▶ **Description of the task**
Among the lines listed below, count those that include the string "React", and state only the count.

** Start **

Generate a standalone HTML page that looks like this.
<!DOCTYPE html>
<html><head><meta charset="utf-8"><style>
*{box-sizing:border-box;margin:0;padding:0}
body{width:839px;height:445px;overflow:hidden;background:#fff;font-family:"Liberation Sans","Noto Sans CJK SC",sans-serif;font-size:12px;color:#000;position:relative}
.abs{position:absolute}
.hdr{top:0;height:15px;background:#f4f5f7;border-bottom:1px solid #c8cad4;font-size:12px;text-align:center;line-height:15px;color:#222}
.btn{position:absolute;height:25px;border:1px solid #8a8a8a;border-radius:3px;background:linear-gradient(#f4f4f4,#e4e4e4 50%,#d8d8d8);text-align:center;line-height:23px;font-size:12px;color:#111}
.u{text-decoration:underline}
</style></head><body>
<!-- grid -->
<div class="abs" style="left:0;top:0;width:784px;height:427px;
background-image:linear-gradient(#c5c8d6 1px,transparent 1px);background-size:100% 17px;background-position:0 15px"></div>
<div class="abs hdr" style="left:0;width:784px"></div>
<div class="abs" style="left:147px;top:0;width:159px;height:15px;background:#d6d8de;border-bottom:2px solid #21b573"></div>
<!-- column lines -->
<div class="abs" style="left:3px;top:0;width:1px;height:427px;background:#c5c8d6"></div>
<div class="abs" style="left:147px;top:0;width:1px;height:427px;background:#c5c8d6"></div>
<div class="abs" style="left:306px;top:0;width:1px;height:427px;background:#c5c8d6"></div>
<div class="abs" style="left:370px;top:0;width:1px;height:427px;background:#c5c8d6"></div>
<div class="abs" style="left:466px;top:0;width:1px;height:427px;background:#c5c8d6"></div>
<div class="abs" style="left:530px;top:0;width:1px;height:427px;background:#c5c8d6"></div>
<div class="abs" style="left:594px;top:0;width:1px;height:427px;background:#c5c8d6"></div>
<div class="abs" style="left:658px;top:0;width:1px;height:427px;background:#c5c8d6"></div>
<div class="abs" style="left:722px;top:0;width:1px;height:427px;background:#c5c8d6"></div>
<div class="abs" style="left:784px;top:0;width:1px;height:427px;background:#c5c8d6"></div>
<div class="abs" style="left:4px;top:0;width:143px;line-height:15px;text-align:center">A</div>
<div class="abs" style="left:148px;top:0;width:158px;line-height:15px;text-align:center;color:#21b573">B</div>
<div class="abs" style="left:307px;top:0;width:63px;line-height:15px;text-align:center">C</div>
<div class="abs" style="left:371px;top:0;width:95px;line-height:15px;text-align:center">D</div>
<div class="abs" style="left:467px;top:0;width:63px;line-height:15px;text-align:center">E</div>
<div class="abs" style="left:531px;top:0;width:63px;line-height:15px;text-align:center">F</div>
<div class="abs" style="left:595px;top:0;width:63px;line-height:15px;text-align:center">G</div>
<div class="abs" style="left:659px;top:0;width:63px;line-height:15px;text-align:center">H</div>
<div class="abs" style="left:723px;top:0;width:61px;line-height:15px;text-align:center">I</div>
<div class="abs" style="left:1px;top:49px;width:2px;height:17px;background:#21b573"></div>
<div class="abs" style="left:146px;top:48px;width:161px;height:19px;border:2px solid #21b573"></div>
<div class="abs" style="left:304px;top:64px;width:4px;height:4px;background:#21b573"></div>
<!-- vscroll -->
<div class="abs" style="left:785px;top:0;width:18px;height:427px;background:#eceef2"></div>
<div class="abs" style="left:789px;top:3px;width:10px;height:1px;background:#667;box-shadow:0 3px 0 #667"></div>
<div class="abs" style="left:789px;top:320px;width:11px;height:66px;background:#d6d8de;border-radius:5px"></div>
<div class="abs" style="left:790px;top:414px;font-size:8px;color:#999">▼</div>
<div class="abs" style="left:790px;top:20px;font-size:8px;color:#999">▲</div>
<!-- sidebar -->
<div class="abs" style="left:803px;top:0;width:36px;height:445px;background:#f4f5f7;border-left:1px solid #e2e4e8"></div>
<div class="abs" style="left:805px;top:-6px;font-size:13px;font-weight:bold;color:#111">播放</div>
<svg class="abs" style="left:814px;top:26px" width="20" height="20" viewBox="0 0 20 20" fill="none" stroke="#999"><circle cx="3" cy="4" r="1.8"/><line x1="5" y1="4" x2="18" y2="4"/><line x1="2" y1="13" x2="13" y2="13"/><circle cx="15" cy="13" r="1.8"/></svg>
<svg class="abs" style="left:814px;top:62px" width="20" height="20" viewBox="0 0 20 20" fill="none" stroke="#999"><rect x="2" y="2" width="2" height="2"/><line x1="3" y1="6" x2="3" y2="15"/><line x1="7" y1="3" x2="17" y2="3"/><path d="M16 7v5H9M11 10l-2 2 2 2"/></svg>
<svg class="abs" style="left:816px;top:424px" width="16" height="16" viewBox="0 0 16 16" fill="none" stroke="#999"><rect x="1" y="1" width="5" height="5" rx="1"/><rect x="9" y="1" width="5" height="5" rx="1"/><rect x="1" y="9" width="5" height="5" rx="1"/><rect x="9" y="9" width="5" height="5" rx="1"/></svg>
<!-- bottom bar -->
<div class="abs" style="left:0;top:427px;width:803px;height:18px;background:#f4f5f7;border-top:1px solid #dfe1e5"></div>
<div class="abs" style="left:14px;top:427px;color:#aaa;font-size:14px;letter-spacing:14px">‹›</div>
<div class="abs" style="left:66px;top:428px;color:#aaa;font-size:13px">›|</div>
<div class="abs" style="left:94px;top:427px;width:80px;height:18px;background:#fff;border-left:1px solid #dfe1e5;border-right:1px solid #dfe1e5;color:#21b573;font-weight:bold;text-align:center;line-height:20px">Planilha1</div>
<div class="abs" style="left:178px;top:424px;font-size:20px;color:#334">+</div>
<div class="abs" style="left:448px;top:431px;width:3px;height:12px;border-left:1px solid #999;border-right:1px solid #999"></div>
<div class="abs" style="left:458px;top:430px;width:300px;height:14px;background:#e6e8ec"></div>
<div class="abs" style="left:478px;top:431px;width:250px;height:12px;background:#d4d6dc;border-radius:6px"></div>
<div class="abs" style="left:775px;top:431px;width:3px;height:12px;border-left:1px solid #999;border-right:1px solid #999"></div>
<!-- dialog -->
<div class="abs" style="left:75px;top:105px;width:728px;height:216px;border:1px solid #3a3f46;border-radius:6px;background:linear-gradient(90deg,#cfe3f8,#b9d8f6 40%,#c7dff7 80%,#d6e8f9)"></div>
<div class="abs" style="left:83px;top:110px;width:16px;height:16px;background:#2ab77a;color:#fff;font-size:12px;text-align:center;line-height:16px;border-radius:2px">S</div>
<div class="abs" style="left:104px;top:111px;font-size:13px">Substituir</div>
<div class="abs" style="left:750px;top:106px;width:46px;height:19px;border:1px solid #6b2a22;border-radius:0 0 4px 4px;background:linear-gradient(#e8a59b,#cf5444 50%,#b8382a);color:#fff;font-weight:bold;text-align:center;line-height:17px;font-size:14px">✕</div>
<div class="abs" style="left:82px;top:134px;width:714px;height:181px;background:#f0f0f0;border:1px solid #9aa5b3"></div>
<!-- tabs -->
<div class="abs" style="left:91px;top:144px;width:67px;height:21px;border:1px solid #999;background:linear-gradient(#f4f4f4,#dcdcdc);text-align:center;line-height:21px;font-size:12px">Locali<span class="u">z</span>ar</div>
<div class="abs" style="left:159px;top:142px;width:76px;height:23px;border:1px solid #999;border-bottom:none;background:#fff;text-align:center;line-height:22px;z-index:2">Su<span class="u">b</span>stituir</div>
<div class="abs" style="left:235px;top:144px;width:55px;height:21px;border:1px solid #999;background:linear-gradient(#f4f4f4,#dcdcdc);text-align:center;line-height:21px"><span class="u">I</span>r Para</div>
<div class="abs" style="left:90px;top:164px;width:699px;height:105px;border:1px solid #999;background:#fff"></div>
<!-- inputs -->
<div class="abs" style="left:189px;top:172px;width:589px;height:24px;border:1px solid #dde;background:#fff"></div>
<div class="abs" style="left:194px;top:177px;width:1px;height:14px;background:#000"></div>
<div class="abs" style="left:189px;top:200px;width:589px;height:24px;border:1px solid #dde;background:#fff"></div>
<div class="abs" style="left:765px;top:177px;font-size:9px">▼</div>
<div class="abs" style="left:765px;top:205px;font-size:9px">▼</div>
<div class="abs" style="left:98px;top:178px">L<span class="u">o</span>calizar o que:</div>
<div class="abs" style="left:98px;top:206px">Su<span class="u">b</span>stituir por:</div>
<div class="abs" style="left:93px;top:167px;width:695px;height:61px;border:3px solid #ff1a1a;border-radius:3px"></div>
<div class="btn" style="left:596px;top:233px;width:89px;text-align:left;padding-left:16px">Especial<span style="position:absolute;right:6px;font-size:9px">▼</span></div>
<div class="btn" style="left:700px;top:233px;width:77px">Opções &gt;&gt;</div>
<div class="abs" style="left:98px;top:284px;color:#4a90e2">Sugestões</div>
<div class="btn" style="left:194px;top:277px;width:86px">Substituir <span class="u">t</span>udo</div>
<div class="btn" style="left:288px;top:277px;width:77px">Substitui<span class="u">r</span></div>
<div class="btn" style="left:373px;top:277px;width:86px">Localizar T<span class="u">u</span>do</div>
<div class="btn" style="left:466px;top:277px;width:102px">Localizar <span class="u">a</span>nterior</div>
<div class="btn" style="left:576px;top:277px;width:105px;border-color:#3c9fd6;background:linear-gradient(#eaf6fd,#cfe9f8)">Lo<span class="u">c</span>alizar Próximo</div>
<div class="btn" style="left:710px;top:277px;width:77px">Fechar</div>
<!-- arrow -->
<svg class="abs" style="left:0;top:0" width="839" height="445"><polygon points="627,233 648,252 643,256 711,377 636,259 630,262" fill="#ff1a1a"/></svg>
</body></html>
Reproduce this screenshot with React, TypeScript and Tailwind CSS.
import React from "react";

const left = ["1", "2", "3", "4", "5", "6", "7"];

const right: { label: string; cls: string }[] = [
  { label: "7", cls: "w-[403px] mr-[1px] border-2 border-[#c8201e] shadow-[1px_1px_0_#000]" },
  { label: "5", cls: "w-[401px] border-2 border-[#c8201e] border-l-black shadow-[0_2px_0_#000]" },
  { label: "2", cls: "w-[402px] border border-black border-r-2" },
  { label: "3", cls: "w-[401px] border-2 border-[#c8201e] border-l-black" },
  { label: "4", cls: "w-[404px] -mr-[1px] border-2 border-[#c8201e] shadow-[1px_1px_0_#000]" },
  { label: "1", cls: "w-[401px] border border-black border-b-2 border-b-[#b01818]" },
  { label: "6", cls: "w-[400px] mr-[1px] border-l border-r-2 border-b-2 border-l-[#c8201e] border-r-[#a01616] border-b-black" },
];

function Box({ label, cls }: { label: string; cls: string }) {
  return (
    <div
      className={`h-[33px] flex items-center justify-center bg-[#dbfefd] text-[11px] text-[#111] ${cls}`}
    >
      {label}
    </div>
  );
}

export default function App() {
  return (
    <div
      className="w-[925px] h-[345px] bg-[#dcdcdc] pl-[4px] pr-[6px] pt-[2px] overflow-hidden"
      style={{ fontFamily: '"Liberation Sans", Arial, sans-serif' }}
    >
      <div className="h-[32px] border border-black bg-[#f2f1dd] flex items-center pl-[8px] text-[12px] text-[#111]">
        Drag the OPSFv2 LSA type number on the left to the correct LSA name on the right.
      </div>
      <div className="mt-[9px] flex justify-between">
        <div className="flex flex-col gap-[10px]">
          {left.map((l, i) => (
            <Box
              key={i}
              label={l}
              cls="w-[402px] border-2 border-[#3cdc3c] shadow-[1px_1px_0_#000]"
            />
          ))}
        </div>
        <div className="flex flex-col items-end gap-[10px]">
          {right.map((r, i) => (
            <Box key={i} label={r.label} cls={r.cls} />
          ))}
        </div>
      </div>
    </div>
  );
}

** End **

▶ **Correct output**
2